* begin Dataset records *

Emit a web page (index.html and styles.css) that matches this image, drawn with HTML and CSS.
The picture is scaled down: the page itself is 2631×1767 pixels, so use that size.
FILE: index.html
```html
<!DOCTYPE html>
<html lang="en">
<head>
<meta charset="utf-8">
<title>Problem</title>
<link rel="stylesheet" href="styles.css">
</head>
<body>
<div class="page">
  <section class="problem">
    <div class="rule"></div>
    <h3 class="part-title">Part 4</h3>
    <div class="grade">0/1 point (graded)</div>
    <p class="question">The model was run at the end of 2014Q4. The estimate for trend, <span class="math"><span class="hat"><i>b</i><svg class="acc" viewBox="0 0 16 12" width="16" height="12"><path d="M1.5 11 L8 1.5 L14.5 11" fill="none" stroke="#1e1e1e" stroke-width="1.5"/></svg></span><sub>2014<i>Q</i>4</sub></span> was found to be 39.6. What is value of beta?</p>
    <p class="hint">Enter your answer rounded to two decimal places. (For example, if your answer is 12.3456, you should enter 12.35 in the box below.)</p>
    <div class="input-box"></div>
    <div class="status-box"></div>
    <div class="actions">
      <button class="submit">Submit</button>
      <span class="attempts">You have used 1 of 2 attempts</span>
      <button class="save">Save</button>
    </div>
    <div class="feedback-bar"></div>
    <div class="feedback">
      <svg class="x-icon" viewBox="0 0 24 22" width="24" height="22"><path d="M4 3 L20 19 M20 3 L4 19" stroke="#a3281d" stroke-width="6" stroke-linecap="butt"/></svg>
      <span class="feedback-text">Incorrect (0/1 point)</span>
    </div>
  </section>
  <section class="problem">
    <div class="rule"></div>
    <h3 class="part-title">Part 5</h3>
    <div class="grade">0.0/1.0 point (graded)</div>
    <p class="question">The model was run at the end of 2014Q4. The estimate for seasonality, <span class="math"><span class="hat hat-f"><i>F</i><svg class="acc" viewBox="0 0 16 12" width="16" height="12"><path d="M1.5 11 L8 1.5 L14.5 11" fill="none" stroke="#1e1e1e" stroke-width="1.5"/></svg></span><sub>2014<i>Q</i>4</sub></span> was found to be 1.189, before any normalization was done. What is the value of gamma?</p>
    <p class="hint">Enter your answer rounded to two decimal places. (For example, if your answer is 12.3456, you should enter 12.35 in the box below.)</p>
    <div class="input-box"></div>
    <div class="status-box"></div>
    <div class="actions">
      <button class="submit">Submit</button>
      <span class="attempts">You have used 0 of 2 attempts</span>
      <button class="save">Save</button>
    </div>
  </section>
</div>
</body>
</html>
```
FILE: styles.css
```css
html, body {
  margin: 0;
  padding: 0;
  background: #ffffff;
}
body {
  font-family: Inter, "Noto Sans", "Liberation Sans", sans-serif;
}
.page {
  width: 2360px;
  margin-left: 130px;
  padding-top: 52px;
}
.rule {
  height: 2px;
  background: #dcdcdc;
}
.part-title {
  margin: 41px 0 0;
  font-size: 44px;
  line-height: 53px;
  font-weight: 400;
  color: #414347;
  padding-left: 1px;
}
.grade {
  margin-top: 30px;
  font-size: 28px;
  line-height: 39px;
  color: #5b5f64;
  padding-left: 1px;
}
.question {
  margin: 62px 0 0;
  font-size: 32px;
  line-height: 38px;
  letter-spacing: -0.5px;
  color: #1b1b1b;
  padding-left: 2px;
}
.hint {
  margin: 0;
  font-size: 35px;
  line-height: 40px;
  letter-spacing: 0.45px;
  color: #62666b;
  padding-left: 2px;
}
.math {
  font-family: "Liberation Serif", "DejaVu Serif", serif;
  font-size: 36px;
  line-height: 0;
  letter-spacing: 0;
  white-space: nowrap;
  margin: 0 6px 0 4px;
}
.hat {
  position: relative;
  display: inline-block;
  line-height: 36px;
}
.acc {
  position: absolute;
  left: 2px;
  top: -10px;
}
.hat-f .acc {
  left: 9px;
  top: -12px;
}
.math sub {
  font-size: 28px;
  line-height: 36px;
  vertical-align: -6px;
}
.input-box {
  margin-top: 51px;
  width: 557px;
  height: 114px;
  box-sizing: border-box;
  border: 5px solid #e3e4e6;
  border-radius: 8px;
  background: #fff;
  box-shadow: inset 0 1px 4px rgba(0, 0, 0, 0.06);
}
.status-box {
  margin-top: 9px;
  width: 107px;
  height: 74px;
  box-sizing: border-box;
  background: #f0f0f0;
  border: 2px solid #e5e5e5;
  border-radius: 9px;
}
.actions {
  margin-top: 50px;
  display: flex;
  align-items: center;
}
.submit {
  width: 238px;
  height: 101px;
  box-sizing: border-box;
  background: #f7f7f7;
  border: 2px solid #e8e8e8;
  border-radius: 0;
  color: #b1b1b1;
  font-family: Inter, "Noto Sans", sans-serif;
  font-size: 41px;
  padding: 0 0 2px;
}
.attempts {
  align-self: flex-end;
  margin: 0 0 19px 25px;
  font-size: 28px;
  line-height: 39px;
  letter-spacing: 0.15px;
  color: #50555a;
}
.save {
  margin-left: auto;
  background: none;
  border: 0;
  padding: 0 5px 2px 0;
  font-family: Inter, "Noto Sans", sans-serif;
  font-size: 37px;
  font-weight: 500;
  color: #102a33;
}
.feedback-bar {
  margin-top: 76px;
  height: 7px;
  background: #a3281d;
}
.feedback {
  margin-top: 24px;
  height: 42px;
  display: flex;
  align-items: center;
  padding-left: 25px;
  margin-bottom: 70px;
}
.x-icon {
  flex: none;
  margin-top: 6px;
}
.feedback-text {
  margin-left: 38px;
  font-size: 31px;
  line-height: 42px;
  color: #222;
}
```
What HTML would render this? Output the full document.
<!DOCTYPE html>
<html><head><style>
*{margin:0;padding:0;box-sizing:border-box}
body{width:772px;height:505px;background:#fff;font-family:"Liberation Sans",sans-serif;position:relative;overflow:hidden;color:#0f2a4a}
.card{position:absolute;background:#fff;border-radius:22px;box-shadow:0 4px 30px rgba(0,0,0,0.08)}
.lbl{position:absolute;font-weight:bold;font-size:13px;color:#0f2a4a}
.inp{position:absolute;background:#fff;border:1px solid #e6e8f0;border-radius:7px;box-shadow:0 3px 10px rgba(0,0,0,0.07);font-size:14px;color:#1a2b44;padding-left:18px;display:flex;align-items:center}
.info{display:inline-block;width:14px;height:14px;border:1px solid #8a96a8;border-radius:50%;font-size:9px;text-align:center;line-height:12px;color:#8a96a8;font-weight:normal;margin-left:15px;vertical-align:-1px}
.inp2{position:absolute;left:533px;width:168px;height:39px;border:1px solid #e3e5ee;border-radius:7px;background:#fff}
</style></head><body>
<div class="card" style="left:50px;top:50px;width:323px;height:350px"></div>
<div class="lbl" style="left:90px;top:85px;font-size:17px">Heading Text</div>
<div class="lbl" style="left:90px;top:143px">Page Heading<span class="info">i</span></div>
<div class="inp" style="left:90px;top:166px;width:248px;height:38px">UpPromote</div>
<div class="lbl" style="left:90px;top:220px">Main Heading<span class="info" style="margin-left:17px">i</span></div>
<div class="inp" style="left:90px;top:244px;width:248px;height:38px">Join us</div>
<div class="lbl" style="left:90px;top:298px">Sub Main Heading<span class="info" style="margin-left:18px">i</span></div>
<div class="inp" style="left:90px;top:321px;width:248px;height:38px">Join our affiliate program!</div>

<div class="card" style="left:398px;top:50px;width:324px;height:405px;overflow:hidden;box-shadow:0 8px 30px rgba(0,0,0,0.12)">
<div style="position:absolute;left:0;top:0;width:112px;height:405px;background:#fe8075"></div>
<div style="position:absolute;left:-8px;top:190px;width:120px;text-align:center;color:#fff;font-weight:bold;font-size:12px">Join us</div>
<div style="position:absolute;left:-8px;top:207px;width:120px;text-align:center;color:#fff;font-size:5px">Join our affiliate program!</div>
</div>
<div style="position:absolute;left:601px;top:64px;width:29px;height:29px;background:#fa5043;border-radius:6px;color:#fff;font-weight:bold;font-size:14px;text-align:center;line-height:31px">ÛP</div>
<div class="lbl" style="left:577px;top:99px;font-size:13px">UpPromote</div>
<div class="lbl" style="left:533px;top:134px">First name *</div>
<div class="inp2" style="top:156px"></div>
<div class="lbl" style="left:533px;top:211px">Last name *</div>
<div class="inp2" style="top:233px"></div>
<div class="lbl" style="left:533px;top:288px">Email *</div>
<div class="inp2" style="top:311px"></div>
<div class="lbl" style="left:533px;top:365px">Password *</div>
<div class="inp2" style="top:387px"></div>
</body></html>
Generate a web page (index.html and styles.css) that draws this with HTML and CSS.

* end Dataset records *

(Task objective)
What is the number of lines in the records that contain the word "styles"? Answer with the number and nothing else.

(Task result)
4